Back when I was driving Santa Monica to Pasadena, almost daily, I would consult websites which contained these same graphics. First, it was from the California Transportation Authority (CalTrans) -- which is where I think the information was generated. Then it seemed they farmed it out to a few different services, most of which failed on a six month timescale.
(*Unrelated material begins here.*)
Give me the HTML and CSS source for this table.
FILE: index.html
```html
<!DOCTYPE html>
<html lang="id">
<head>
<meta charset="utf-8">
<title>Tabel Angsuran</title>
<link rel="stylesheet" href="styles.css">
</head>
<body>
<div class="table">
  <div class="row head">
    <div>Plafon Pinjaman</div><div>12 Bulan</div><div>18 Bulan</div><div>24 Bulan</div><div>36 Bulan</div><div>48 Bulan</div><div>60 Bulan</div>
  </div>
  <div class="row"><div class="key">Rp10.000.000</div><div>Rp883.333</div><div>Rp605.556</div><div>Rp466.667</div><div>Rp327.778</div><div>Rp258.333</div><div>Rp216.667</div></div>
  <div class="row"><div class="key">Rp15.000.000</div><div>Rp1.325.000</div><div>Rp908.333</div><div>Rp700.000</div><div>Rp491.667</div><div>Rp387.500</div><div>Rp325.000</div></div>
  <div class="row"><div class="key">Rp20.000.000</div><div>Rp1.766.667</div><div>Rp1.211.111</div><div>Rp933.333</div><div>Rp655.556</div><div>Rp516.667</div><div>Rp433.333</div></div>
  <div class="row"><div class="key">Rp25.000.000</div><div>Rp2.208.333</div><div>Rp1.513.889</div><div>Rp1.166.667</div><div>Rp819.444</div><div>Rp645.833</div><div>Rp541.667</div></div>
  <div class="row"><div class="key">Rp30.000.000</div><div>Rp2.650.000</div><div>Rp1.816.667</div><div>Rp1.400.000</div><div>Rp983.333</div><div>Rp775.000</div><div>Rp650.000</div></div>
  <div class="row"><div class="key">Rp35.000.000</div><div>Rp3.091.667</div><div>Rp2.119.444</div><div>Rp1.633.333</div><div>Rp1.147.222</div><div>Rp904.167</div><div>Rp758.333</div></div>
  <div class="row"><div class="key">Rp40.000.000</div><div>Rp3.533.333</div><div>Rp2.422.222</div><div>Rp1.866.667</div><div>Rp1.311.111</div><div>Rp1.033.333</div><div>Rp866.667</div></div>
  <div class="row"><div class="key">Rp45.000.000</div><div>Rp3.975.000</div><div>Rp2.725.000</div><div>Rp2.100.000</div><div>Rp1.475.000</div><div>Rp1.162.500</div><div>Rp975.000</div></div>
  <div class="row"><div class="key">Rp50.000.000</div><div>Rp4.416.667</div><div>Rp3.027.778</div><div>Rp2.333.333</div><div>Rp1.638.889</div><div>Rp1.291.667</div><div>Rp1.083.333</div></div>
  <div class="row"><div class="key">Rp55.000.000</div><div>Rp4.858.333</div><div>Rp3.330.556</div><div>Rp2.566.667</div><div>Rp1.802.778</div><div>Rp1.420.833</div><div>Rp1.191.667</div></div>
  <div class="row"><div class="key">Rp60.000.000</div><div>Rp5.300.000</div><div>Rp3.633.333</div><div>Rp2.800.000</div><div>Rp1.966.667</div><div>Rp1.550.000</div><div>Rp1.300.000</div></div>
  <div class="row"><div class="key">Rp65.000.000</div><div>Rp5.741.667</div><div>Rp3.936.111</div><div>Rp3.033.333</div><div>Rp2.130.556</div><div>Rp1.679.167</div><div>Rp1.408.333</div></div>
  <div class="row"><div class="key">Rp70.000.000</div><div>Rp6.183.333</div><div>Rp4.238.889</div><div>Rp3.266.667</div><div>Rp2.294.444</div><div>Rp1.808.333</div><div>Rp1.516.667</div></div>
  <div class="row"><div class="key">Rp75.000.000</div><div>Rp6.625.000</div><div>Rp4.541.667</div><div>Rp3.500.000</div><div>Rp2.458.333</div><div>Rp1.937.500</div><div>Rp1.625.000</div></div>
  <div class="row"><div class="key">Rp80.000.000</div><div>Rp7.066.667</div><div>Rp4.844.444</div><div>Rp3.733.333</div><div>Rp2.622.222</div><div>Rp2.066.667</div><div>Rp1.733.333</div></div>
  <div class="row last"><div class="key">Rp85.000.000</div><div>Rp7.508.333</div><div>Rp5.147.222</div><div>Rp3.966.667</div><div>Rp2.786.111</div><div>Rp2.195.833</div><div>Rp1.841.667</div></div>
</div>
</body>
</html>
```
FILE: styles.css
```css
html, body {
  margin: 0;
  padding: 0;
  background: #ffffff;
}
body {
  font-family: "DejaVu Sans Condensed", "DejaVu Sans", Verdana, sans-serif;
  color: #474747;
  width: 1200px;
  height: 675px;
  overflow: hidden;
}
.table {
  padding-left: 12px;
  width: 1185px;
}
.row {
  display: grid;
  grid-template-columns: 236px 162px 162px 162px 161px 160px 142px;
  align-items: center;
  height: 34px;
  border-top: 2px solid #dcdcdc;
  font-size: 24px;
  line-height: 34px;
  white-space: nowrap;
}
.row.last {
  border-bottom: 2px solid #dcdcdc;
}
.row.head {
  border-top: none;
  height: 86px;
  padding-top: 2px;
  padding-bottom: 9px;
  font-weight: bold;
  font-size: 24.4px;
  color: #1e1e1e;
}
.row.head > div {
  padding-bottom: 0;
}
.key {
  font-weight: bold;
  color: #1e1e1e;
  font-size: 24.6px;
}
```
In the end, since I was usually driving Santa Monica->Pasadena in the mornings, and did so hundreds of times, it proved to inform my early drives about the best time to start driving (consistent with a late sleep), or to suggest I work remotely and leave at 11am. In all, experince came to be the best teacher, and I learned easy driving dictums of that route, the 10 to the 110, such that I could tell you which lanes were the good ones to be in at any point on that route. For example, pretty much universally, you want to be in the left-hand lane passing through downtown, to avoid the slowdown associated with the 101 off-ramp. But, after the 101, you have to be a screaming idiot to stay in that lane 1 second longer; get the heck all the way over to the right, because the 5 offramp is coming and on a good day, you're doing 40 there when you could be doing 65 in the right-hand lane (on a bad day, the left-hand lane can be at a dead standstill for a mile before the 5).